** YOUR OBJECTIVE **
All lines from the beginning of the listing through the line with "rounded bg-[#206bc4] text-[17px]" are to be copied word for word; the pictures are not.

** INFORMATION SHOWN **
────────────────────
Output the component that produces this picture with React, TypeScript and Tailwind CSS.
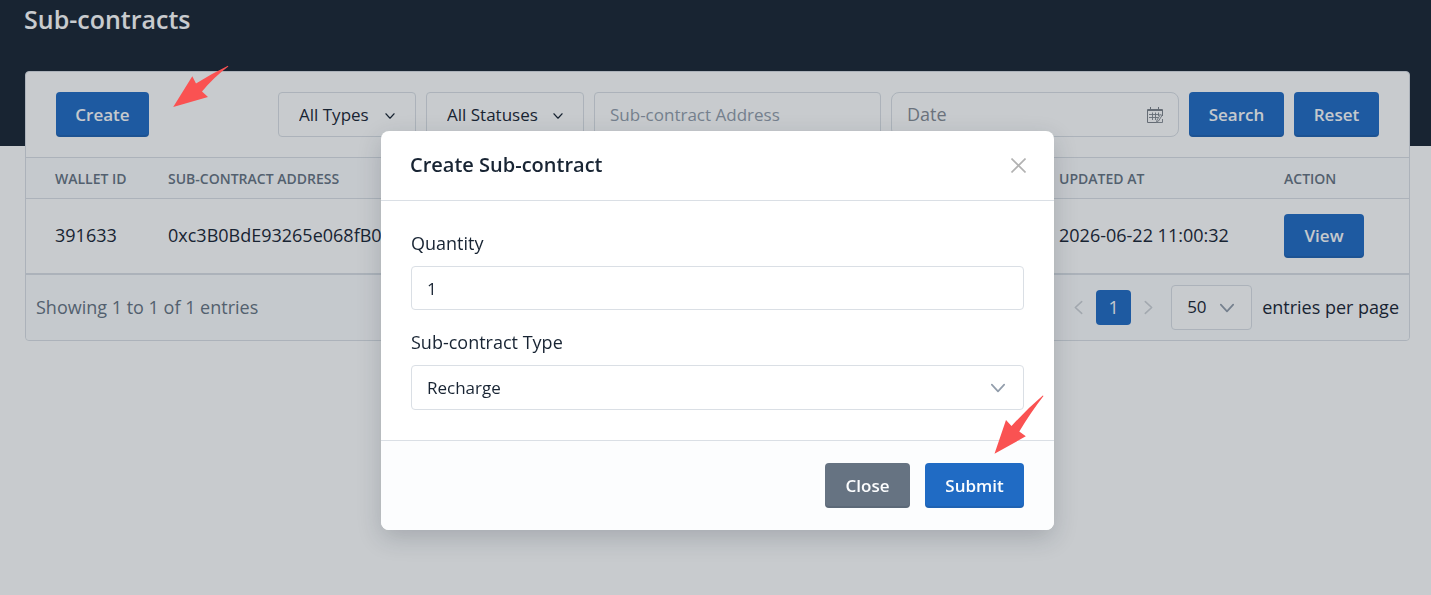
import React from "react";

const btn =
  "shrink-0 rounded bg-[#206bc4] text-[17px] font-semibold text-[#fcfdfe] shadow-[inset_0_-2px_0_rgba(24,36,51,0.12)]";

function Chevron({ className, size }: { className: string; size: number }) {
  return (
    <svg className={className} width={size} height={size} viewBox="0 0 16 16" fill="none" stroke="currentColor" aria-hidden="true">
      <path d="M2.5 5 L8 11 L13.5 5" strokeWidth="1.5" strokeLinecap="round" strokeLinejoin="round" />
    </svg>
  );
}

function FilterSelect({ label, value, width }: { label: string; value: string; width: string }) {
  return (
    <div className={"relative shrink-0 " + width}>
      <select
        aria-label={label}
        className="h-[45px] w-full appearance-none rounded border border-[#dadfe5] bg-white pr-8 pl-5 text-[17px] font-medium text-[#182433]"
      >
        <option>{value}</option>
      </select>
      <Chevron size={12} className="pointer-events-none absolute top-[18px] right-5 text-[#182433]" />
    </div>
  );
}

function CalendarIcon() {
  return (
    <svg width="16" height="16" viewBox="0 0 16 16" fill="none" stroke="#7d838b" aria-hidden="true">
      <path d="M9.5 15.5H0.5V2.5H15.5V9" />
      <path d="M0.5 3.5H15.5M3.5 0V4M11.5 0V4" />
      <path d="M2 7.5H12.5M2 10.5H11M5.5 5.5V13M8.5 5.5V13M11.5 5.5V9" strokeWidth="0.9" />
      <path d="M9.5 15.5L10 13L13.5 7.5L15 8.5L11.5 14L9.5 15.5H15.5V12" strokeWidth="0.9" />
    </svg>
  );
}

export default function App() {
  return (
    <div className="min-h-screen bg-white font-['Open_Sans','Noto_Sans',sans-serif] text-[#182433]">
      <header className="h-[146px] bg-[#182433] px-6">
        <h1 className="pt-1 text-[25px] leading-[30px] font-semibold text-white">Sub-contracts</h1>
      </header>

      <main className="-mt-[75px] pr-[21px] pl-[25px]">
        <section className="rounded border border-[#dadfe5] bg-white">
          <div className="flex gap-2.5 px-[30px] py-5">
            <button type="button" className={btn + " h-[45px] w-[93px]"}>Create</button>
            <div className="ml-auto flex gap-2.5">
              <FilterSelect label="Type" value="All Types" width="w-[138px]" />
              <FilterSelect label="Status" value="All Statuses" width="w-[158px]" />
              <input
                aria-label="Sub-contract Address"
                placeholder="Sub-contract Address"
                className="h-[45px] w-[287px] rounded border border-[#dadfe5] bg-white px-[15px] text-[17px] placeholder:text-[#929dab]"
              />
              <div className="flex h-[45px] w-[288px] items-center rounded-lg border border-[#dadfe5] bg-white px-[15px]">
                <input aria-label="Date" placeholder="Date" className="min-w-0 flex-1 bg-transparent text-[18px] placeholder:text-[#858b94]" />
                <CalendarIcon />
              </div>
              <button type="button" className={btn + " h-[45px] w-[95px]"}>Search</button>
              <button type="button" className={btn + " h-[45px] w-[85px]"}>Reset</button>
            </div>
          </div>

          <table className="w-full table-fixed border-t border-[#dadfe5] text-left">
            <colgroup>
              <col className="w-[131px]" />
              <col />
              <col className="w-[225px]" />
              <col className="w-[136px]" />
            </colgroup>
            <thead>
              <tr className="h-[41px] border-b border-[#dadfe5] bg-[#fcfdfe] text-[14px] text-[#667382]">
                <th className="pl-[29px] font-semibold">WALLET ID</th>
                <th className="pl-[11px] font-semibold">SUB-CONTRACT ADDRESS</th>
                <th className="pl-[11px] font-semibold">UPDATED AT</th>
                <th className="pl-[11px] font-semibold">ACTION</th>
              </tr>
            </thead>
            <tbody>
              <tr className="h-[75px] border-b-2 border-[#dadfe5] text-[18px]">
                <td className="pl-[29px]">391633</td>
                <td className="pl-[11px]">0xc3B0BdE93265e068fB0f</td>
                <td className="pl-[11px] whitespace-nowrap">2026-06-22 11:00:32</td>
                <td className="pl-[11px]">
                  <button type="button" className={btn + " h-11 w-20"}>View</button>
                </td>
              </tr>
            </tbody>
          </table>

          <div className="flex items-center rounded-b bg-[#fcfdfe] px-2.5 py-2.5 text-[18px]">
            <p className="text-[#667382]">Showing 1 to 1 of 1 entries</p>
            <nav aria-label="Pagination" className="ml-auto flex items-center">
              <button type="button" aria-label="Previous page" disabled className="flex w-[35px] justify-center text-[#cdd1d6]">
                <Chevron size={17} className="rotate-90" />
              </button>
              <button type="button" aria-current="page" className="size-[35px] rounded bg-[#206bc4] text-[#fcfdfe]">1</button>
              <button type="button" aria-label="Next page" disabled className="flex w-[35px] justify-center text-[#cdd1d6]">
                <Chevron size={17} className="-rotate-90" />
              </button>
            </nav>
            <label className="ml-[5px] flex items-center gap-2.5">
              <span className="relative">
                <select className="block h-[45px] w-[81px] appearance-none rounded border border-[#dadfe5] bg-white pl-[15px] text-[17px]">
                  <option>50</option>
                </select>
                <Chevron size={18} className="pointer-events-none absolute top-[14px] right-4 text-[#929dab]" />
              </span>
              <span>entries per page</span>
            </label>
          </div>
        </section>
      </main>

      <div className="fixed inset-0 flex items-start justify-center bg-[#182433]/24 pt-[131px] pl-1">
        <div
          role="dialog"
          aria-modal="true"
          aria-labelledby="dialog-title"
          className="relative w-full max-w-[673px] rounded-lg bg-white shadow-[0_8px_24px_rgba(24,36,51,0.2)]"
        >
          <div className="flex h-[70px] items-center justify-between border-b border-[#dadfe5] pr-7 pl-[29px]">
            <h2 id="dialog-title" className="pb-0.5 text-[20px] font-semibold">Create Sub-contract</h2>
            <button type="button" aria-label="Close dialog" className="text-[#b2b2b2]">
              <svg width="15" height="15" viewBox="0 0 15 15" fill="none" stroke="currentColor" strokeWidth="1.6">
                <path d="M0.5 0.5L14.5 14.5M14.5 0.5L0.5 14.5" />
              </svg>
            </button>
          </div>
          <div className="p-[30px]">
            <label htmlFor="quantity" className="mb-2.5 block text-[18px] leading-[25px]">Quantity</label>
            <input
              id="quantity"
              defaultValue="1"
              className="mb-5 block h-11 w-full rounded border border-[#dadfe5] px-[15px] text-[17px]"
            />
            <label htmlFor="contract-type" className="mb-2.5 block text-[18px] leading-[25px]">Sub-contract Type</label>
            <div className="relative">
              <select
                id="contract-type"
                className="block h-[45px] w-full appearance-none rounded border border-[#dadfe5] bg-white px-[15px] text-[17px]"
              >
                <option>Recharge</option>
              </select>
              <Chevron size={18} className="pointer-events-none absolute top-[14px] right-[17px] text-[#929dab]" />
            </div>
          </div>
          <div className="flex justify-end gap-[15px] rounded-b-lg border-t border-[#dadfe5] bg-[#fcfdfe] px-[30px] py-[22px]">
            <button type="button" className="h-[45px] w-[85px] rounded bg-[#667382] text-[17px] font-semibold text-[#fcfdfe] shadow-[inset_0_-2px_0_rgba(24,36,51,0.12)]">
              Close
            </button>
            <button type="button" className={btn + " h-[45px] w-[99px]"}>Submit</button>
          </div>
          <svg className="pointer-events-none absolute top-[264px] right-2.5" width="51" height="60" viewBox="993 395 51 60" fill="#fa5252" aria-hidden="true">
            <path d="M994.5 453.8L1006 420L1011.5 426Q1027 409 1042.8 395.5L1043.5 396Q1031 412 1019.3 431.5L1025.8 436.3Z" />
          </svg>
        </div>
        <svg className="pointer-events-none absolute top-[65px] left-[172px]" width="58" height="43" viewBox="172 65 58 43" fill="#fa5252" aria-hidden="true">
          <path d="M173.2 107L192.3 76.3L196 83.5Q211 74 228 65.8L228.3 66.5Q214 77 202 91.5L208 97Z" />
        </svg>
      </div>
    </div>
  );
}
────────────────────
** OUTPUT BELOW **
Output the component that produces this picture with React, TypeScript and Tailwind CSS.
import React from "react";

const btn =
  "shrink-0 rounded bg-[#206bc4] text-[17px] font-semibold text-[#fcfdfe] shadow-[inset_0_-2px_0_rgba(24,36,51,0.12)]";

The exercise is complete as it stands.